### PROBLEM TO WORK ON
With pictures left out, retype the lines from the start of the records through the one that contains "import React from 'react';".

### TASK MATERIAL
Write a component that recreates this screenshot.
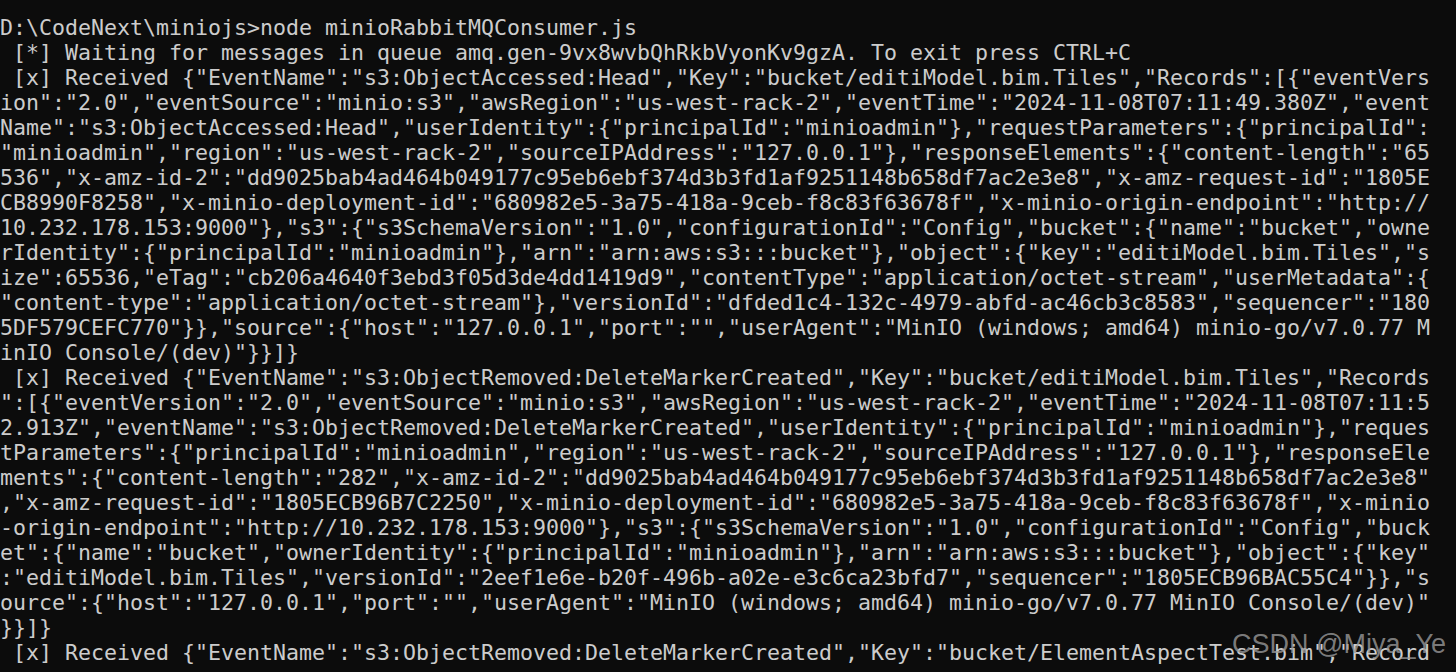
import React from 'react';

const lines: string[] = [
  'D:\\CodeNext\\miniojs>node minioRabbitMQConsumer.js',
  ' [*] Waiting for messages in queue amq.gen-9vx8wvbQhRkbVyonKv9gzA. To exit press CTRL+C',
  ' [x] Received {"EventName":"s3:ObjectAccessed:Head","Key":"bucket/editiModel.bim.Tiles","Records":[{"eventVers',
  'ion":"2.0","eventSource":"minio:s3","awsRegion":"us-west-rack-2","eventTime":"2024-11-08T07:11:49.380Z","event',
  'Name":"s3:ObjectAccessed:Head","userIdentity":{"principalId":"minioadmin"},"requestParameters":{"principalId":',
  '"minioadmin","region":"us-west-rack-2","sourceIPAddress":"127.0.0.1"},"responseElements":{"content-length":"65',
  '536","x-amz-id-2":"dd9025bab4ad464b049177c95eb6ebf374d3b3fd1af9251148b658df7ac2e3e8","x-amz-request-id":"1805E',
  'CB8990F8258","x-minio-deployment-id":"680982e5-3a75-418a-9ceb-f8c83f63678f","x-minio-origin-endpoint":"http://',
  '10.232.178.153:9000"},"s3":{"s3SchemaVersion":"1.0","configurationId":"Config","bucket":{"name":"bucket","owne',
  'rIdentity":{"principalId":"minioadmin"},"arn":"arn:aws:s3:::bucket"},"object":{"key":"editiModel.bim.Tiles","s',
  'ize":65536,"eTag":"cb206a4640f3ebd3f05d3de4dd1419d9","contentType":"application/octet-stream","userMetadata":{',
  '"content-type":"application/octet-stream"},"versionId":"dfded1c4-132c-4979-abfd-ac46cb3c8583","sequencer":"180',
  '5DF579CEFC770"}},"source":{"host":"127.0.0.1","port":"","userAgent":"MinIO (windows; amd64) minio-go/v7.0.77 M',
  'inIO Console/(dev)"}}]}',
  ' [x] Received {"EventName":"s3:ObjectRemoved:DeleteMarkerCreated","Key":"bucket/editiModel.bim.Tiles","Records',
  '":[{"eventVersion":"2.0","eventSource":"minio:s3","awsRegion":"us-west-rack-2","eventTime":"2024-11-08T07:11:5',
  '2.913Z","eventName":"s3:ObjectRemoved:DeleteMarkerCreated","userIdentity":{"principalId":"minioadmin"},"reques',
  'tParameters":{"principalId":"minioadmin","region":"us-west-rack-2","sourceIPAddress":"127.0.0.1"},"responseEle',
  'ments":{"content-length":"282","x-amz-id-2":"dd9025bab4ad464b049177c95eb6ebf374d3b3fd1af9251148b658df7ac2e3e8"',
  ',"x-amz-request-id":"1805ECB96B7C2250","x-minio-deployment-id":"680982e5-3a75-418a-9ceb-f8c83f63678f","x-minio',
  '-origin-endpoint":"http://10.232.178.153:9000"},"s3":{"s3SchemaVersion":"1.0","configurationId":"Config","buck',
  'et":{"name":"bucket","ownerIdentity":{"principalId":"minioadmin"},"arn":"arn:aws:s3:::bucket"},"object":{"key"',
  ':"editiModel.bim.Tiles","versionId":"2eef1e6e-b20f-496b-a02e-e3c6ca23bfd7","sequencer":"1805ECB96BAC55C4"}},"s',
  'ource":{"host":"127.0.0.1","port":"","userAgent":"MinIO (windows; amd64) minio-go/v7.0.77 MinIO Console/(dev)"',
  '}}]}',
  ' [x] Received {"EventName":"s3:ObjectRemoved:DeleteMarkerCreated","Key":"bucket/ElementAspectTest.bim","Record',
];

export default function App() {
  return (
    <div className="relative h-[672px] w-[1456px] overflow-hidden bg-[#0c0c0c] pt-[15px] text-[#cccccc]">
      <div className="font-['DejaVu_Sans_Mono',monospace] text-[21.6px]">
        {lines.map((line, i) => (
          <div key={i} className="h-[25px] whitespace-pre leading-[25px]">
            {line}
          </div>
        ))}
      </div>

      {/* watermark */}
      <div className="absolute right-[10px] bottom-[14px] font-['Liberation_Sans',sans-serif] text-[27px] leading-none text-[#9a9a9a]/80">
        CSDN @Miya_Ye
      </div>
    </div>
  );
}
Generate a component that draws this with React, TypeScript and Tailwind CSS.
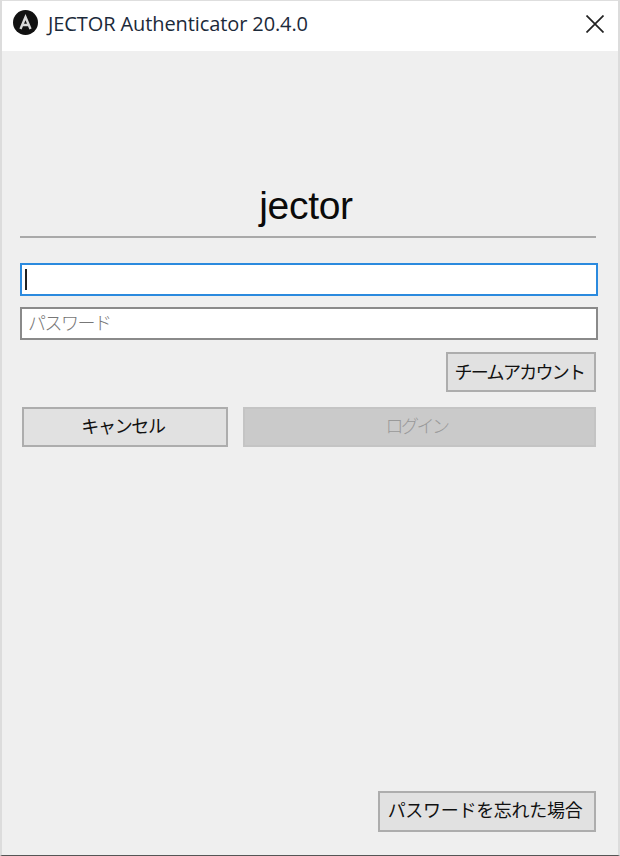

### WRITTEN ANSWER
Write a component that recreates this screenshot.
import React from 'react';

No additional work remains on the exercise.